Written problem: Of all the lines in the records, how many hold the word "source"? Answer with the number only.

--

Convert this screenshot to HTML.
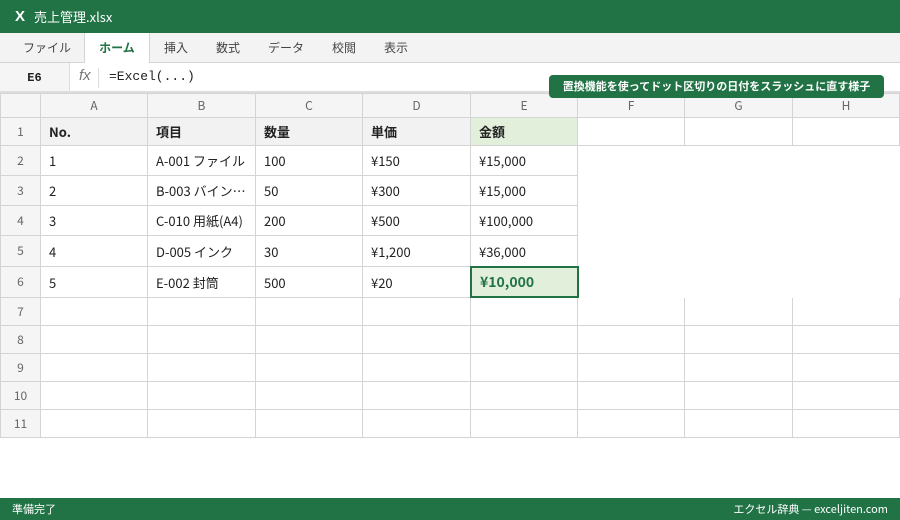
<!DOCTYPE html>
<html><head><meta charset="utf-8"><style>
*{margin:0;padding:0;box-sizing:border-box}
body{width:900px;height:520px;overflow:hidden;background:#fff;font-family:"Noto Sans CJK JP","Liberation Sans",sans-serif;position:relative;color:#222}
.t{position:absolute;left:0;top:0;width:900px;height:33px;background:#217346;color:#fff;font-size:13px;display:flex;align-items:center}
.tabs{position:absolute;top:33px;left:0;width:900px;height:30px;background:#f3f3f3;border-bottom:1px solid #d4d4d4}
.tab{position:absolute;top:0;height:30px;line-height:30px;font-size:12px;color:#444}
.fb{position:absolute;top:63px;left:0;width:900px;height:30px;background:#fff;border-bottom:2px solid #ddd}
.c{position:absolute;border-right:1px solid #d4d4d4;border-bottom:1px solid #d4d4d4;font-size:13px;padding-left:8px;display:flex;align-items:center;white-space:nowrap;overflow:hidden;line-height:1}
.h{background:#f5f5f5;color:#666;justify-content:center;padding:0;font-size:12px}
.b{font-weight:bold;background:#f2f2f2}
.st{position:absolute;top:498px;left:0;width:900px;height:22px;background:#217346;color:#fff;font-size:11px}
</style></head><body>
<div class="t"><span style="margin-left:15px;font-weight:bold;font-size:15px;font-family:'Liberation Sans',sans-serif">X</span><span style="margin-left:9px">売上管理.xlsx</span></div>
<div class="tabs">
<span class="tab" style="left:23px">ファイル</span>
<span class="tab" style="left:84px;width:66px;background:#fff;border-left:1px solid #d4d4d4;border-right:1px solid #d4d4d4;height:31px;text-align:center;color:#217346;font-weight:bold">ホーム</span>
<span class="tab" style="left:164px">挿入</span>
<span class="tab" style="left:216px">数式</span>
<span class="tab" style="left:268px">データ</span>
<span class="tab" style="left:332px">校閲</span>
<span class="tab" style="left:384px">表示</span>
</div>
<div class="fb">
<div style="position:absolute;left:0;top:0;width:70px;height:28px;background:#f5f5f5;border-right:1px solid #ddd;text-align:center;line-height:30px;font-size:12px;font-weight:bold;font-family:'Liberation Mono',monospace">E6</div>
<div style="position:absolute;left:79px;top:4px;font-style:italic;color:#777;font-size:15px;font-family:'Liberation Sans',sans-serif">fx</div>
<div style="position:absolute;left:98px;top:5px;height:20px;border-left:1px solid #ddd"></div>
<div style="position:absolute;left:109px;top:6px;font-family:'Liberation Mono',monospace;font-size:13px">=Excel(...)</div>
</div>
<div style="position:absolute;left:0;top:93px;width:900px;height:345px;border-left:1px solid #d4d4d4;border-top:1px solid #d4d4d4">
<div class="c h" style="left:0;top:0;width:40px;height:24px"></div>
<div class="c h" style="left:40px;top:0;width:107px;height:24px">A</div>
<div class="c h" style="left:147px;top:0;width:108px;height:24px">B</div>
<div class="c h" style="left:255px;top:0;width:107px;height:24px">C</div>
<div class="c h" style="left:362px;top:0;width:108px;height:24px">D</div>
<div class="c h" style="left:470px;top:0;width:107px;height:24px">E</div>
<div class="c h" style="left:577px;top:0;width:107px;height:24px">F</div>
<div class="c h" style="left:684px;top:0;width:108px;height:24px">G</div>
<div class="c h" style="left:792px;top:0;width:107px;height:24px">H</div>
<div class="c h" style="left:0;top:24px;width:40px;height:28px">1</div>
<div class="c b" style="left:40px;top:24px;width:107px;height:28px">No.</div>
<div class="c b" style="left:147px;top:24px;width:108px;height:28px">項目</div>
<div class="c b" style="left:255px;top:24px;width:107px;height:28px">数量</div>
<div class="c b" style="left:362px;top:24px;width:108px;height:28px">単価</div>
<div class="c b" style="left:470px;top:24px;width:107px;height:28px;background:#e2efda">金額</div>
<div class="c" style="left:577px;top:24px;width:107px;height:28px"></div>
<div class="c" style="left:684px;top:24px;width:108px;height:28px"></div>
<div class="c" style="left:792px;top:24px;width:107px;height:28px"></div>
<div class="c h" style="left:0;top:52px;width:40px;height:30px">2</div>
<div class="c" style="left:40px;top:52px;width:107px;height:30px">1</div>
<div class="c" style="left:147px;top:52px;width:108px;height:30px">A-001 ファイル</div>
<div class="c" style="left:255px;top:52px;width:107px;height:30px">100</div>
<div class="c" style="left:362px;top:52px;width:108px;height:30px">¥150</div>
<div class="c" style="left:470px;top:52px;width:107px;height:30px">¥15,000</div>
<div class="c h" style="left:0;top:82px;width:40px;height:30px">3</div>
<div class="c" style="left:40px;top:82px;width:107px;height:30px">2</div>
<div class="c" style="left:147px;top:82px;width:108px;height:30px">B-003 バイン…</div>
<div class="c" style="left:255px;top:82px;width:107px;height:30px">50</div>
<div class="c" style="left:362px;top:82px;width:108px;height:30px">¥300</div>
<div class="c" style="left:470px;top:82px;width:107px;height:30px">¥15,000</div>
<div class="c h" style="left:0;top:112px;width:40px;height:30px">4</div>
<div class="c" style="left:40px;top:112px;width:107px;height:30px">3</div>
<div class="c" style="left:147px;top:112px;width:108px;height:30px">C-010 用紙(A4)</div>
<div class="c" style="left:255px;top:112px;width:107px;height:30px">200</div>
<div class="c" style="left:362px;top:112px;width:108px;height:30px">¥500</div>
<div class="c" style="left:470px;top:112px;width:107px;height:30px">¥100,000</div>
<div class="c h" style="left:0;top:142px;width:40px;height:31px">5</div>
<div class="c" style="left:40px;top:142px;width:107px;height:31px">4</div>
<div class="c" style="left:147px;top:142px;width:108px;height:31px">D-005 インク</div>
<div class="c" style="left:255px;top:142px;width:107px;height:31px">30</div>
<div class="c" style="left:362px;top:142px;width:108px;height:31px">¥1,200</div>
<div class="c" style="left:470px;top:142px;width:107px;height:31px">¥36,000</div>
<div class="c h" style="left:0;top:173px;width:40px;height:31px">6</div>
<div class="c" style="left:40px;top:173px;width:107px;height:31px">5</div>
<div class="c" style="left:147px;top:173px;width:108px;height:31px">E-002 封筒</div>
<div class="c" style="left:255px;top:173px;width:107px;height:31px">500</div>
<div class="c" style="left:362px;top:173px;width:108px;height:31px">¥20</div>
<div class="c" style="left:469px;top:172px;width:109px;height:32px;border:2px solid #217346;background:#e2efda;color:#217346;font-weight:bold;font-size:14px">¥10,000</div>
<div class="c h" style="left:0;top:204px;width:40px;height:28px">7</div>
<div class="c h" style="left:0;top:232px;width:40px;height:28px">8</div>
<div class="c h" style="left:0;top:260px;width:40px;height:28px">9</div>
<div class="c h" style="left:0;top:288px;width:40px;height:28px">10</div>
<div class="c h" style="left:0;top:316px;width:40px;height:28px">11</div>
<div style="position:absolute;left:40px;top:204px;width:859px;height:140px;background-image:linear-gradient(to bottom,transparent 27px,#d4d4d4 27px);background-size:859px 28px"></div>
<div style="position:absolute;top:204px;height:140px;left:146px;border-left:1px solid #d4d4d4"></div>
<div style="position:absolute;top:204px;height:140px;left:254px;border-left:1px solid #d4d4d4"></div>
<div style="position:absolute;top:204px;height:140px;left:361px;border-left:1px solid #d4d4d4"></div>
<div style="position:absolute;top:204px;height:140px;left:469px;border-left:1px solid #d4d4d4"></div>
<div style="position:absolute;top:204px;height:140px;left:576px;border-left:1px solid #d4d4d4"></div>
<div style="position:absolute;top:204px;height:140px;left:683px;border-left:1px solid #d4d4d4"></div>
<div style="position:absolute;top:204px;height:140px;left:791px;border-left:1px solid #d4d4d4"></div>
<div style="position:absolute;top:204px;height:140px;left:898px;border-left:1px solid #d4d4d4"></div>
</div>
<div style="position:absolute;left:549px;top:75px;width:335px;height:23px;background:#217346;color:#fff;border-radius:4px;font-size:11px;font-weight:bold;text-align:center;line-height:23px">置換機能を使ってドット区切りの日付をスラッシュに直す様子</div>
<div class="st"><span style="position:absolute;left:12px;top:3px">準備完了</span><span style="position:absolute;right:12px;top:3px">エクセル辞典 — exceljiten.com</span></div>
</body></html>
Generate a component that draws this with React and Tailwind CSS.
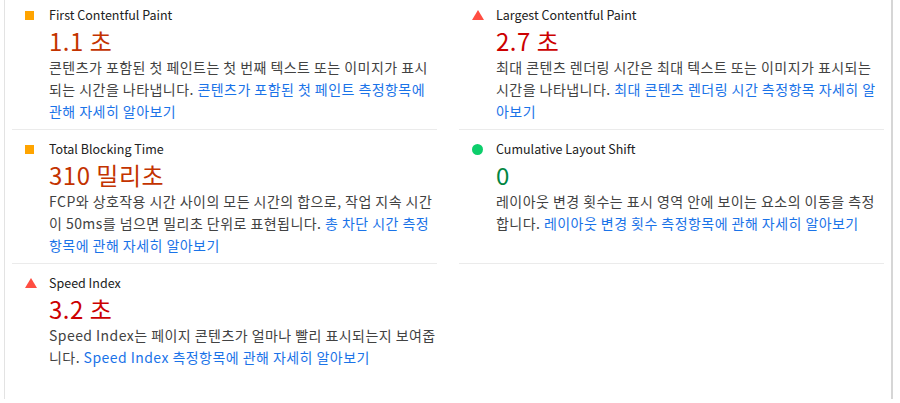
import React from "react";

const metrics = [
  {
    title: "First Contentful Paint",
    value: "1.1 초",
    rating: "average",
    text: "콘텐츠가 포함된 첫 페인트는 첫 번째 텍스트 또는 이미지가 표시되는 시간을 나타냅니다. ",
    link: "콘텐츠가 포함된 첫 페인트 측정항목에 관해 자세히 알아보기",
  },
  {
    title: "Largest Contentful Paint",
    value: "2.7 초",
    rating: "fail",
    text: "최대 콘텐츠 렌더링 시간은 최대 텍스트 또는 이미지가 표시되는 시간을 나타냅니다. ",
    link: "최대 콘텐츠 렌더링 시간 측정항목 자세히 알아보기",
  },
  {
    title: "Total Blocking Time",
    value: "310 밀리초",
    rating: "average",
    text: "FCP와 상호작용 시간 사이의 모든 시간의 합으로, 작업 지속 시간이 50ms를 넘으면 밀리초 단위로 표현됩니다. ",
    link: "총 차단 시간 측정항목에 관해 자세히 알아보기",
  },
  {
    title: "Cumulative Layout Shift",
    value: "0",
    rating: "pass",
    text: "레이아웃 변경 횟수는 표시 영역 안에 보이는 요소의 이동을 측정합니다. ",
    link: "레이아웃 변경 횟수 측정항목에 관해 자세히 알아보기",
  },
  {
    title: "Speed Index",
    value: "3.2 초",
    rating: "fail",
    text: "Speed Index는 페이지 콘텐츠가 얼마나 빨리 표시되는지 보여줍니다. ",
    link: "Speed Index 측정항목에 관해 자세히 알아보기",
  },
];

const valueColor = {
  average: "text-[#c33300]",
  fail: "text-[#cc0000]",
  pass: "text-[#018642]",
};

function ScoreIcon({ rating }) {
  if (rating === "average") {
    return <span className="block w-[9px] h-[9px] bg-[#ffa400]" />;
  }
  if (rating === "pass") {
    return <span className="block w-[11px] h-[11px] rounded-full bg-[#0cce6b]" />;
  }
  return (
    <svg width="12" height="10" viewBox="0 0 12 10" className="block">
      <polygon points="6,0 12,10 0,10" fill="#ff4e42" />
    </svg>
  );
}

function Metric({ m, last }) {
  return (
    <div className={`flex pt-[9px] pb-[7px] ${last ? "" : "border-b border-[#ebebeb]"}`}>
      <div className="w-[37px] shrink-0 pl-[13px] h-[20px] flex items-center">
        <ScoreIcon rating={m.rating} />
      </div>
      <div className="min-w-0 flex-1">
        <div className="text-[12.5px] leading-[20px] text-[#212121]">{m.title}</div>
        <div className={`mt-[1px] text-[24px] leading-[30px] tracking-[0.5px] ${valueColor[m.rating]}`}>
          {m.value}
        </div>
        <p className="text-[14px] leading-[22px] tracking-[0.45px] text-[#424242]">
          {m.text}
          <a className="text-[#1a73e8]">{m.link}</a>
        </p>
      </div>
    </div>
  );
}

export default function App() {
  return (
    <div
      className="w-[900px] h-[403px] overflow-hidden bg-white pl-[4px]"
      style={{ fontFamily: '"Noto Sans CJK KR", "Noto Sans", sans-serif' }}
    >
      <div className="w-[889px] h-full border-l border-[#e3e3e3] border-r-2 border-r-[#d6d6d6] px-[7px]">
        <div className="-mt-[4px] grid grid-cols-2 gap-x-[22px] auto-rows-[134px]">
          {metrics.map((m, i) => (
            <Metric key={m.title} m={m} last={i === 4} />
          ))}
        </div>
      </div>
    </div>
  );
}
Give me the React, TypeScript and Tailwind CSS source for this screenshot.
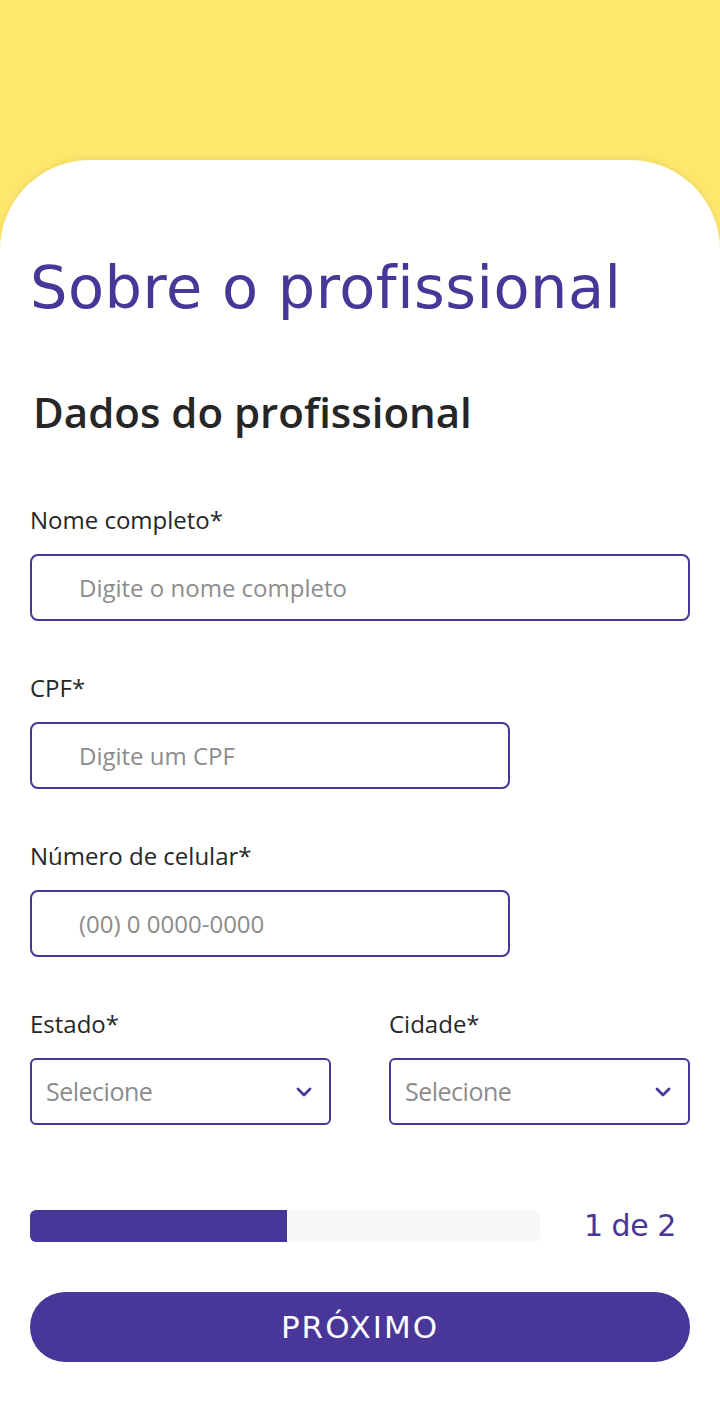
import React from 'react';

const PURPLE = 'text-[#483698]';

function Field({
  label,
  placeholder,
  width,
}: {
  label: string;
  placeholder: string;
  width: string;
}) {
  return (
    <div className="flex flex-col">
      <label className="text-[24px] leading-[32px] text-[#262626] h-[32px]">{label}</label>
      <div
        className={`mt-[18px] h-[67px] ${width} rounded-[8px] border-2 border-[#483698] flex items-center pl-[47px] text-[24px] text-[#8c8c8c]`}
      >
        {placeholder}
      </div>
    </div>
  );
}

function Select({ label }: { label: string }) {
  return (
    <div className="flex flex-col flex-1">
      <label className="text-[24px] leading-[32px] text-[#262626] h-[32px]">{label}</label>
      <div className="mt-[18px] h-[67px] rounded-[6px] border-2 border-[#483698] flex items-center justify-between pl-[14px] pr-[17px] text-[25px] tracking-[-0.5px] text-[#8c8c8c]">
        <span>Selecione</span>
        <svg width="16" height="10" viewBox="0 0 16 10" fill="none">
          <path
            d="M2 2l6 6 6-6"
            stroke="#483698"
            strokeWidth="2.8"
            strokeLinecap="round"
            strokeLinejoin="round"
          />
        </svg>
      </div>
    </div>
  );
}

export default function App() {
  return (
    <div
      className="min-h-[1426px] bg-[#ffe66d] pt-[160px]"
      style={{ fontFamily: '"Open Sans", sans-serif' }}
    >
      <div className="min-h-[1266px] bg-white rounded-t-[90px] shadow-[0_-2px_6px_rgba(0,0,0,0.06)] px-[30px] pt-[88px]">
        <h1
          className={`text-[59px] leading-[80px] ${PURPLE} tracking-[0.5px]`}
          style={{ fontFamily: '"DejaVu Sans", sans-serif' }}
        >
          Sobre o profissional
        </h1>
        <h2 className="mt-[56px] pl-[3px] text-[42px] leading-[56px] font-semibold text-[#262626]">
          Dados do profissional
        </h2>
        <div className="mt-[64px] flex flex-col gap-[51px]">
          <Field label="Nome completo*" placeholder="Digite o nome completo" width="w-full" />
          <Field label="CPF*" placeholder="Digite um CPF" width="w-[480px]" />
          <Field label="Número de celular*" placeholder="(00) 0 0000-0000" width="w-[480px]" />
          <div className="flex gap-[58px]">
            <Select label="Estado*" />
            <Select label="Cidade*" />
          </div>
        </div>
        <div className="mt-[85px] flex items-center">
          <div className="w-[510px] h-[32px] rounded-[6px] bg-[#f7f7f7] overflow-hidden">
            <div className="w-[257px] h-full bg-[#483698]" />
          </div>
          <span
            className={`ml-[44px] text-[30px] leading-[32px] ${PURPLE} tracking-[-0.5px]`}
            style={{ fontFamily: '"DejaVu Sans", sans-serif' }}
          >
            1 de 2
          </span>
        </div>
        <button
          type="button"
          className="mt-[50px] w-full h-[70px] rounded-full bg-[#483698] text-white text-[31px] tracking-[2px]"
          style={{ fontFamily: '"DejaVu Sans", sans-serif' }}
        >
          PRÓXIMO
        </button>
      </div>
    </div>
  );
}
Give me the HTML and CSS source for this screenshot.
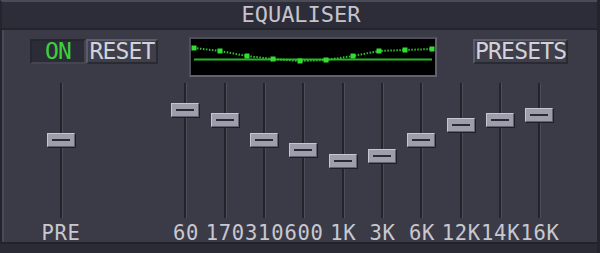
FILE: index.html
```html
<!DOCTYPE html>
<html lang="en">

<head>
    <meta charset="UTF-8">
    <title>Equaliser</title>
    <link rel="stylesheet" href="styles.css">
</head>

<body>

    <div class="eq">
        <header class="titlebar">EQUALISER</header>

        <section class="panel">
            <div class="toolbar">
                <div class="switches">
                    <button class="toggle">ON</button>
                    <button class="btn">RESET</button>
                </div>

                <div class="graph">
                    <svg width="244" height="35" viewBox="0 0 244 35">
                        <line x1="3" y1="19.5" x2="241" y2="19.5" stroke="#27b327" stroke-width="2" />
                        <polyline points="3,8 29,11 56,16 82,19 109,21 135,20 162,16 188,11 214,10 241,9" fill="none" stroke="#2fc42f" stroke-width="2" stroke-dasharray="1.5 1.5" />
                        <g fill="#33dd33">
                            <rect x="0.5" y="5.5" width="5" height="5" />
                            <rect x="26.5" y="8.5" width="5" height="5" />
                            <rect x="53.5" y="13.5" width="5" height="5" />
                            <rect x="79.5" y="16.5" width="5" height="5" />
                            <rect x="106.5" y="18.5" width="5" height="5" />
                            <rect x="132.5" y="17.5" width="5" height="5" />
                            <rect x="159.5" y="13.5" width="5" height="5" />
                            <rect x="185.5" y="8.5" width="5" height="5" />
                            <rect x="211.5" y="7.5" width="5" height="5" />
                            <rect x="238.5" y="6.5" width="5" height="5" />
                        </g>
                    </svg>
                </div>

                <button class="btn presets">PRESETS</button>
            </div>

            <div class="sliders">
                <div class="band pre">
                    <div class="track">
                        <div class="knob" style="top: 50px"></div>
                    </div>
                    <span class="label">PRE</span>
                </div>

                <div class="bands">
                    <div class="band">
                        <div class="track"><div class="knob" style="top: 20px"></div></div>
                        <span class="label">60</span>
                    </div>
                    <div class="band">
                        <div class="track"><div class="knob" style="top: 30px"></div></div>
                        <span class="label">170</span>
                    </div>
                    <div class="band">
                        <div class="track"><div class="knob" style="top: 50px"></div></div>
                        <span class="label">310</span>
                    </div>
                    <div class="band">
                        <div class="track"><div class="knob" style="top: 60px"></div></div>
                        <span class="label">600</span>
                    </div>
                    <div class="band">
                        <div class="track"><div class="knob" style="top: 71px"></div></div>
                        <span class="label">1K</span>
                    </div>
                    <div class="band">
                        <div class="track"><div class="knob" style="top: 66px"></div></div>
                        <span class="label">3K</span>
                    </div>
                    <div class="band">
                        <div class="track"><div class="knob" style="top: 50px"></div></div>
                        <span class="label">6K</span>
                    </div>
                    <div class="band">
                        <div class="track"><div class="knob" style="top: 35px"></div></div>
                        <span class="label">12K</span>
                    </div>
                    <div class="band">
                        <div class="track"><div class="knob" style="top: 30px"></div></div>
                        <span class="label">14K</span>
                    </div>
                    <div class="band">
                        <div class="track"><div class="knob" style="top: 25px"></div></div>
                        <span class="label">16K</span>
                    </div>
                </div>
            </div>
        </section>

        <div class="footer"></div>
    </div>

</body>

</html>
```

FILE: styles.css
```css
* {
    box-sizing: border-box;
}

body {
    margin: 0;
    background-color: #2b2b35;
    font-family: "DejaVu Sans Mono", monospace;
}

.eq {
    width: 600px;
    height: 253px;
    display: flex;
    flex-direction: column;
    background-color: #2b2b35;
    border-right: 3px solid #24242c;
}

.titlebar {
    height: 30px;
    background-color: #2d2d39;
    border-top: 2px solid #4b4b57;
    border-bottom: 2px solid #24242c;
    border-left: 2px solid #24242c;
    color: #c4c4cc;
    font-size: 22px;
    line-height: 26px;
    text-align: center;
    padding-left: 3px;
}

.panel {
    height: 214px;
    background-color: #3b3b47;
    border-left: 2px solid #24242c;
    box-shadow: inset 2px 0 0 #4a4a56;
    border-bottom: 2px solid #22222a;
}

.toolbar {
    display: flex;
    align-items: flex-start;
    padding: 7px 0 0 28px;
    height: 47px;
}

.switches {
    display: flex;
    margin-top: 2px;
}

button {
    font-family: "DejaVu Sans Mono", monospace;
    font-size: 23px;
    letter-spacing: -0.8px;
    line-height: 21px;
    height: 25px;
    padding: 0;
}

.toggle {
    width: 56px;
    background-color: #2c2c38;
    border: 2px solid;
    border-color: #26262e #45454f #45454f #26262e;
    color: #3ccf3c;
}

.btn {
    width: 72px;
    background-color: #3f3f4b;
    border: 2px solid;
    border-color: #5c5c68 #2a2a32 #2a2a32 #5c5c68;
    color: #d2d2da;
}

.graph {
    width: 248px;
    height: 40px;
    margin-left: 31px;
    background-color: #000;
    border: 2px solid;
    border-color: #4e4e5a #62626e #62626e #4e4e5a;
    padding-top: 1px;
}

.graph svg {
    display: block;
}

.presets {
    width: 95px;
    margin-left: 36px;
    margin-top: 2px;
}

.sliders {
    display: flex;
    padding-left: 39px;
    margin-top: 6px;
}

.bands {
    display: grid;
    grid-template-columns: repeat(10, 39.33px);
    margin-left: 85.33px;
}

.band {
    width: 39.33px;
    display: flex;
    flex-direction: column;
    align-items: center;
}

.pre {
    width: 40px;
}

.track {
    position: relative;
    width: 3px;
    height: 135px;
    background-color: #23232a;
    border-right: 1px solid #4e4e5a;
}

.knob {
    position: absolute;
    left: -13px;
    width: 28px;
    height: 14px;
    background-color: #9d9dab;
    border: 1px solid;
    border-color: #c6c6d0 #62626e #62626e #c6c6d0;
    box-shadow: 1px 1px 0 #1e1e26;
}

.knob::after {
    content: "";
    position: absolute;
    left: 4px;
    right: 4px;
    top: 5px;
    height: 2px;
    background-color: #2a2a33;
}

.label {
    color: #c8c8d0;
    font-size: 20.5px;
    letter-spacing: 0.7px;
    line-height: 22px;
    margin-top: 4px;
    white-space: nowrap;
}
```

--

Full solution: 2